Adoram os telejornais estatísticas e percentagens. Através de um deles fiquei há dias a saber que em Portugal, com 6,6% de taxa de desemprego nos pouco mais de cinco milhões de gente activa, existem aproximadamente 230mil, “Nem-Nem`s”.
Não fosse coisa séria e teria a sigla a sua graça, pois significa gente jovem, entre os 25 e os 34 anos, que, precisamente: “Nem” estuda, “Nem” trabalha. E se o número nos descontrai no contexto geral, ao vê-lo agora, dentro e apenas da referida taxa etária, um milhão, ganha certamente outro peso. E é bastante!
Ora; sem esta sigla engraçada e certamente algum estudo socio-económico que o explica e justifica, mas com outros nomes, justos ou não, nada abonatórios, sempre os houve. Houve na altura de meu pai e a sua 4ª classe, mas só quem podia. Ouve na minha, com o ciclo preparatório obrigatório, mas ainda não gratuito, uns quantos. Eram outros tempos e o esforço para estudar era maior, e maior o fosso, entre aqueles que academicamente atingiam o topo e os outros, que pelo caminho se ficavam.
E se por um lado, no tempo e progresso, fomos eliminando uma serie de actividades laborais entre medias, como o comercio tradicional, que muitas vezes de geração em geração dava emprego a famílias ou parte delas. Desindustrializado o país e em via de extinção a actividade fabril, descontextualizando o termo “operário”, foi-se deixando apenas os extremos. O confortável, mas escasso, competitivo e limitado ao nosso tamanho, e o outro, exigente, árduo e mal pago, nada atractivo para quem não as “queimando” todas, queimou algumas pestanas até ao 11º. Gratuito e em breve, livre de exames.

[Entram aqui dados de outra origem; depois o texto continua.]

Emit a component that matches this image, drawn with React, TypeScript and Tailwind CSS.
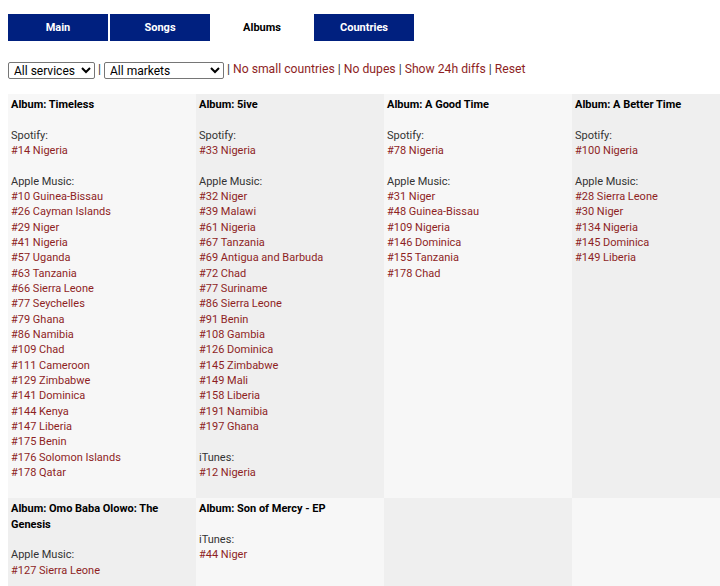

Por outro e em consequência, desenvolvemos nas últimas décadas uma mentalidade reflexa desse fosso, obsessiva pela formação superior, como única e possível forma de se, “ser alguém”, neste Mundo. Obrigando um pai que aos três anos do filho, o quer apenas feliz, e aos treze que se forme; seja no que for: -Pois é para isso que eu trabalho! Para que seja alguém! Sinonimo de ser feliz aos três, formado aos vinte e três.
Abandonou-se assim quase por completo o sentido, “vocação”, vocacionando-se hoje os jovens para muita coisa, que à porta da universidade pode ser esta, ou outra, havendo média. Resultando muitas vezes em gente, talvez entre os 25 e 34 anos, que se prepara para viver no resto da vida activa, em oito horas diárias, uma actividade de que nem gosta afinal. A uns, vemo-los depois mais tarde a descobrir noutra área a sua realização. Outros, acumulam frustração e cometem sucessivos erros médicos; por exemplo.
E depois, desculpem-me alguns, mas resulta dessa mentalidade uma consciência que por vezes chega tarde, de que nem tudo se faz com os polegares ou no computador e trabalhar com o corpo, é no ginásio. Paguei ferias, fazendo artesanato na beira da praia. Fui a concertos com dinheiro ganho a vender tralha na feira da ladra. Dependia, quanto a pedir aos pais, do “-Pode ser?”, e eles podiam pouco. Semanada, era coisa nova e só para alguns e mesmo esses, faziam uns extras a cortar a relva, lavar o carro ou arrumar a garagem. Não duvido que hoje, haja quem veja nisso, algum incentivo à cultura capitalista ou mercantil. Ou pior, exploração de menores. Pois certo, é a semanada, como compensação económica gratuita, hábito, de exigência errada perante a vida.
Chamem-me até retrogrado, mas penso e entendo ser socialmente difícil, perceber a onde a dificuldade refinadora e selectiva, passa a inibidora e exclusivista. Também, determinar a onde, o comum acesso passa a facilitismo desmotivador e errante, o é certamente. Mas nada me impede de achar, que preparar jovens para uma sociedade competitiva e em constante mutação e exigência; que sim, cada vez mais reserva um lugar para todos, mas a onde nem todos os lugares são igualmente confortáveis, facilitando-lhe a vida, seja inteligente. Pendurando-os na família, jovens e saudáveis, mas acomodados e incapazes de tal como outros, entre os 25 e os 34 anos, se fazerem ao rio às seis da manhã à cata de marés e marisco. Dobrarem a coluna na apanha de fruta, ou fazerem orgulhosamente um turno, num call-center ou caixa de grande superfície, enquanto lutam por melhor oportunidade. Alguns mesmo, estudando à noite. Pois é a esses, os que em justiça seriam os, “Sim”, trabalham, e “Sim”, também estudam, que eu presto homenagem: -Bom futuro!